> Collected material:
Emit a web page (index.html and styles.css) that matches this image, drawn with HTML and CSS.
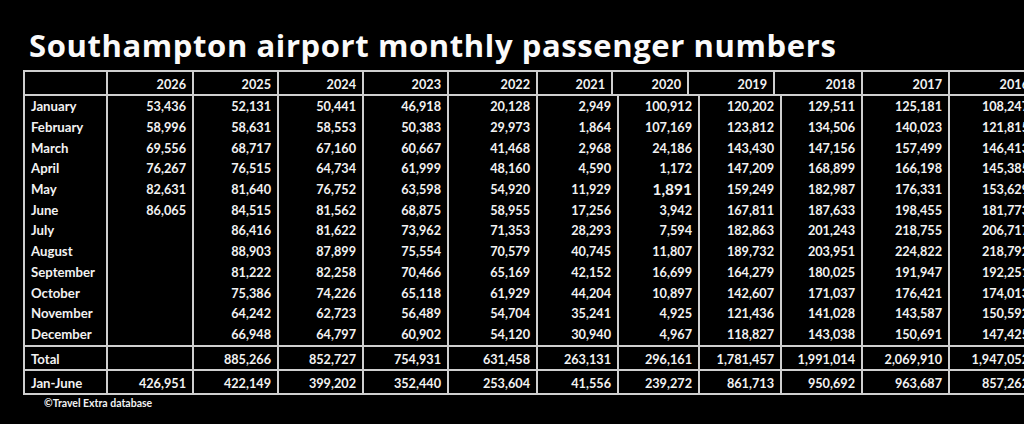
FILE: index.html
```html
<!DOCTYPE html>
<html lang="en">
<head>
<meta charset="utf-8">
<title>Southampton airport monthly passenger numbers</title>
<link rel="stylesheet" href="styles.css">
</head>
<body>
<h1 class="title">Southampton airport monthly passenger numbers</h1>
<div class="sheet">
  <table class="grid head">
    <colgroup>
      <col style="width:83px"><col style="width:86px"><col style="width:85px"><col style="width:85px"><col style="width:85px"><col style="width:89px"><col style="width:75px"><col style="width:76px"><col style="width:86px"><col style="width:88px"><col style="width:87px"><col style="width:87px">
    </colgroup>
    <tr><th></th><th>2026</th><th>2025</th><th>2024</th><th>2023</th><th>2022</th><th>2021</th><th>2020</th><th>2019</th><th>2018</th><th>2017</th><th>2016</th></tr>
  </table>
  <table class="grid body">
    <colgroup>
      <col style="width:83px"><col style="width:86px"><col style="width:85px"><col style="width:85px"><col style="width:85px"><col style="width:89px"><col style="width:81px"><col style="width:81px"><col style="width:82px"><col style="width:81px"><col style="width:87px"><col style="width:87px">
    </colgroup>
    <tr class="m first"><td>January</td><td>53,436</td><td>52,131</td><td>50,441</td><td>46,918</td><td>20,128</td><td>2,949</td><td>100,912</td><td>120,202</td><td>129,511</td><td>125,181</td><td>108,247</td></tr>
    <tr class="m"><td>February</td><td>58,996</td><td>58,631</td><td>58,553</td><td>50,383</td><td>29,973</td><td>1,864</td><td>107,169</td><td>123,812</td><td>134,506</td><td>140,023</td><td>121,815</td></tr>
    <tr class="m"><td>March</td><td>69,556</td><td>68,717</td><td>67,160</td><td>60,667</td><td>41,468</td><td>2,968</td><td>24,186</td><td>143,430</td><td>147,156</td><td>157,499</td><td>146,413</td></tr>
    <tr class="m"><td>April</td><td>76,267</td><td>76,515</td><td>64,734</td><td>61,999</td><td>48,160</td><td>4,590</td><td>1,172</td><td>147,209</td><td>168,899</td><td>166,198</td><td>145,385</td></tr>
    <tr class="m"><td>May</td><td>82,631</td><td>81,640</td><td>76,752</td><td>63,598</td><td>54,920</td><td>11,929</td><td><span class="big">1,891</span></td><td>159,249</td><td>182,987</td><td>176,331</td><td>153,629</td></tr>
    <tr class="m"><td>June</td><td>86,065</td><td>84,515</td><td>81,562</td><td>68,875</td><td>58,955</td><td>17,256</td><td>3,942</td><td>167,811</td><td>187,633</td><td>198,455</td><td>181,773</td></tr>
    <tr class="m"><td>July</td><td></td><td>86,416</td><td>81,622</td><td>73,962</td><td>71,353</td><td>28,293</td><td>7,594</td><td>182,863</td><td>201,243</td><td>218,755</td><td>206,717</td></tr>
    <tr class="m"><td>August</td><td></td><td>88,903</td><td>87,899</td><td>75,554</td><td>70,579</td><td>40,745</td><td>11,807</td><td>189,732</td><td>203,951</td><td>224,822</td><td>218,792</td></tr>
    <tr class="m"><td>September</td><td></td><td>81,222</td><td>82,258</td><td>70,466</td><td>65,169</td><td>42,152</td><td>16,699</td><td>164,279</td><td>180,025</td><td>191,947</td><td>192,251</td></tr>
    <tr class="m"><td>October</td><td></td><td>75,386</td><td>74,226</td><td>65,118</td><td>61,929</td><td>44,204</td><td>10,897</td><td>142,607</td><td>171,037</td><td>176,421</td><td>174,013</td></tr>
    <tr class="m"><td>November</td><td></td><td>64,242</td><td>62,723</td><td>56,489</td><td>54,704</td><td>35,241</td><td>4,925</td><td>121,436</td><td>141,028</td><td>143,587</td><td>150,592</td></tr>
    <tr class="m last"><td>December</td><td></td><td>66,948</td><td>64,797</td><td>60,902</td><td>54,120</td><td>30,940</td><td>4,967</td><td>118,827</td><td>143,038</td><td>150,691</td><td>147,425</td></tr>
    <tr class="sum"><td>Total</td><td></td><td>885,266</td><td>852,727</td><td>754,931</td><td>631,458</td><td>263,131</td><td>296,161</td><td>1,781,457</td><td>1,991,014</td><td>2,069,910</td><td>1,947,052</td></tr>
    <tr class="sum"><td>Jan-June</td><td>426,951</td><td>422,149</td><td>399,202</td><td>352,440</td><td>253,604</td><td>41,556</td><td>239,272</td><td>861,713</td><td>950,692</td><td>963,687</td><td>857,262</td></tr>
  </table>
  <p class="source">©Travel Extra database</p>
</div>
</body>
</html>
```
FILE: styles.css
```css
html, body {
  margin: 0;
  padding: 0;
  background: #000;
  overflow: hidden;
}
body {
  width: 1024px;
  height: 424px;
  color: #f2f2f2;
  font-family: Lato, "Open Sans", "Liberation Sans", sans-serif;
  font-weight: 700;
}
.title {
  margin: 0 0 4px 0;
  padding: 25px 0 0 29px;
  font-family: "Open Sans", Lato, sans-serif;
  font-size: 31px;
  line-height: 41px;
  font-weight: 700;
  letter-spacing: 0.6px;
  color: #fafafa;
  white-space: nowrap;
}
.sheet {
  margin-left: 23px;
  width: 1014px;
}
.grid {
  border-collapse: collapse;
  table-layout: fixed;
  width: 1012px;
  font-size: 12.7px;
}
.grid th, .grid td {
  border: 2px solid #cfcfcf;
  padding: 0 6px 0 6px;
  text-align: right;
  white-space: nowrap;
  overflow: visible;
}
.grid td:first-child {
  text-align: left;
  font-size: 13.2px;
}
.head th {
  height: 20px;
  padding-top: 2px;
  font-weight: 700;
}
.body td {
  border-top: 0;
  border-bottom: 0;
}
.body tr.m td {
  height: 20.7px;
}
.body tr.last td {
  padding-bottom: 1px;
}
.body tr.sum td {
  border-top: 2px solid #cfcfcf;
  height: 20px;
  padding-top: 2px;
}
.body tr.sum:last-child td {
  border-bottom: 2px solid #cfcfcf;
}
.big {
  font-size: 15.5px;
}
.source {
  margin: 1px 0 0 21px;
  font-size: 10.5px;
  line-height: 14px;
  font-weight: 700;
}
```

> Written exercise: Transcribe the listing above verbatim. Omit the pictures.

> Answer for this exercise:
Emit a web page (index.html and styles.css) that matches this image, drawn with HTML and CSS.
FILE: index.html
```html
<!DOCTYPE html>
<html lang="en">
<head>
<meta charset="utf-8">
<title>Southampton airport monthly passenger numbers</title>
<link rel="stylesheet" href="styles.css">
</head>
<body>
<h1 class="title">Southampton airport monthly passenger numbers</h1>
<div class="sheet">
  <table class="grid head">
    <colgroup>
      <col style="width:83px"><col style="width:86px"><col style="width:85px"><col style="width:85px"><col style="width:85px"><col style="width:89px"><col style="width:75px"><col style="width:76px"><col style="width:86px"><col style="width:88px"><col style="width:87px"><col style="width:87px">
    </colgroup>
    <tr><th></th><th>2026</th><th>2025</th><th>2024</th><th>2023</th><th>2022</th><th>2021</th><th>2020</th><th>2019</th><th>2018</th><th>2017</th><th>2016</th></tr>
  </table>
  <table class="grid body">
    <colgroup>
      <col style="width:83px"><col style="width:86px"><col style="width:85px"><col style="width:85px"><col style="width:85px"><col style="width:89px"><col style="width:81px"><col style="width:81px"><col style="width:82px"><col style="width:81px"><col style="width:87px"><col style="width:87px">
    </colgroup>
    <tr class="m first"><td>January</td><td>53,436</td><td>52,131</td><td>50,441</td><td>46,918</td><td>20,128</td><td>2,949</td><td>100,912</td><td>120,202</td><td>129,511</td><td>125,181</td><td>108,247</td></tr>
    <tr class="m"><td>February</td><td>58,996</td><td>58,631</td><td>58,553</td><td>50,383</td><td>29,973</td><td>1,864</td><td>107,169</td><td>123,812</td><td>134,506</td><td>140,023</td><td>121,815</td></tr>
    <tr class="m"><td>March</td><td>69,556</td><td>68,717</td><td>67,160</td><td>60,667</td><td>41,468</td><td>2,968</td><td>24,186</td><td>143,430</td><td>147,156</td><td>157,499</td><td>146,413</td></tr>
    <tr class="m"><td>April</td><td>76,267</td><td>76,515</td><td>64,734</td><td>61,999</td><td>48,160</td><td>4,590</td><td>1,172</td><td>147,209</td><td>168,899</td><td>166,198</td><td>145,385</td></tr>
    <tr class="m"><td>May</td><td>82,631</td><td>81,640</td><td>76,752</td><td>63,598</td><td>54,920</td><td>11,929</td><td><span class="big">1,891</span></td><td>159,249</td><td>182,987</td><td>176,331</td><td>153,629</td></tr>
    <tr class="m"><td>June</td><td>86,065</td><td>84,515</td><td>81,562</td><td>68,875</td><td>58,955</td><td>17,256</td><td>3,942</td><td>167,811</td><td>187,633</td><td>198,455</td><td>181,773</td></tr>
    <tr class="m"><td>July</td><td></td><td>86,416</td><td>81,622</td><td>73,962</td><td>71,353</td><td>28,293</td><td>7,594</td><td>182,863</td><td>201,243</td><td>218,755</td><td>206,717</td></tr>
    <tr class="m"><td>August</td><td></td><td>88,903</td><td>87,899</td><td>75,554</td><td>70,579</td><td>40,745</td><td>11,807</td><td>189,732</td><td>203,951</td><td>224,822</td><td>218,792</td></tr>
    <tr class="m"><td>September</td><td></td><td>81,222</td><td>82,258</td><td>70,466</td><td>65,169</td><td>42,152</td><td>16,699</td><td>164,279</td><td>180,025</td><td>191,947</td><td>192,251</td></tr>
    <tr class="m"><td>October</td><td></td><td>75,386</td><td>74,226</td><td>65,118</td><td>61,929</td><td>44,204</td><td>10,897</td><td>142,607</td><td>171,037</td><td>176,421</td><td>174,013</td></tr>
    <tr class="m"><td>November</td><td></td><td>64,242</td><td>62,723</td><td>56,489</td><td>54,704</td><td>35,241</td><td>4,925</td><td>121,436</td><td>141,028</td><td>143,587</td><td>150,592</td></tr>
    <tr class="m last"><td>December</td><td></td><td>66,948</td><td>64,797</td><td>60,902</td><td>54,120</td><td>30,940</td><td>4,967</td><td>118,827</td><td>143,038</td><td>150,691</td><td>147,425</td></tr>
    <tr class="sum"><td>Total</td><td></td><td>885,266</td><td>852,727</td><td>754,931</td><td>631,458</td><td>263,131</td><td>296,161</td><td>1,781,457</td><td>1,991,014</td><td>2,069,910</td><td>1,947,052</td></tr>
    <tr class="sum"><td>Jan-June</td><td>426,951</td><td>422,149</td><td>399,202</td><td>352,440</td><td>253,604</td><td>41,556</td><td>239,272</td><td>861,713</td><td>950,692</td><td>963,687</td><td>857,262</td></tr>
  </table>
  <p class="source">©Travel Extra database</p>
</div>
</body>
</html>
```
FILE: styles.css
```css
html, body {
  margin: 0;
  padding: 0;
  background: #000;
  overflow: hidden;
}
body {
  width: 1024px;
  height: 424px;
  color: #f2f2f2;
  font-family: Lato, "Open Sans", "Liberation Sans", sans-serif;
  font-weight: 700;
}
.title {
  margin: 0 0 4px 0;
  padding: 25px 0 0 29px;
  font-family: "Open Sans", Lato, sans-serif;
  font-size: 31px;
  line-height: 41px;
  font-weight: 700;
  letter-spacing: 0.6px;
  color: #fafafa;
  white-space: nowrap;
}
.sheet {
  margin-left: 23px;
  width: 1014px;
}
.grid {
  border-collapse: collapse;
  table-layout: fixed;
  width: 1012px;
  font-size: 12.7px;
}
.grid th, .grid td {
  border: 2px solid #cfcfcf;
  padding: 0 6px 0 6px;
  text-align: right;
  white-space: nowrap;
  overflow: visible;
}
.grid td:first-child {
  text-align: left;
  font-size: 13.2px;
}
.head th {
  height: 20px;
  padding-top: 2px;
  font-weight: 700;
}
.body td {
  border-top: 0;
  border-bottom: 0;
}
.body tr.m td {
  height: 20.7px;
}
.body tr.last td {
  padding-bottom: 1px;
}
.body tr.sum td {
  border-top: 2px solid #cfcfcf;
  height: 20px;
  padding-top: 2px;
}
.body tr.sum:last-child td {
  border-bottom: 2px solid #cfcfcf;
}
.big {
  font-size: 15.5px;
}
.source {
  margin: 1px 0 0 21px;
  font-size: 10.5px;
  line-height: 14px;
  font-weight: 700;
}
```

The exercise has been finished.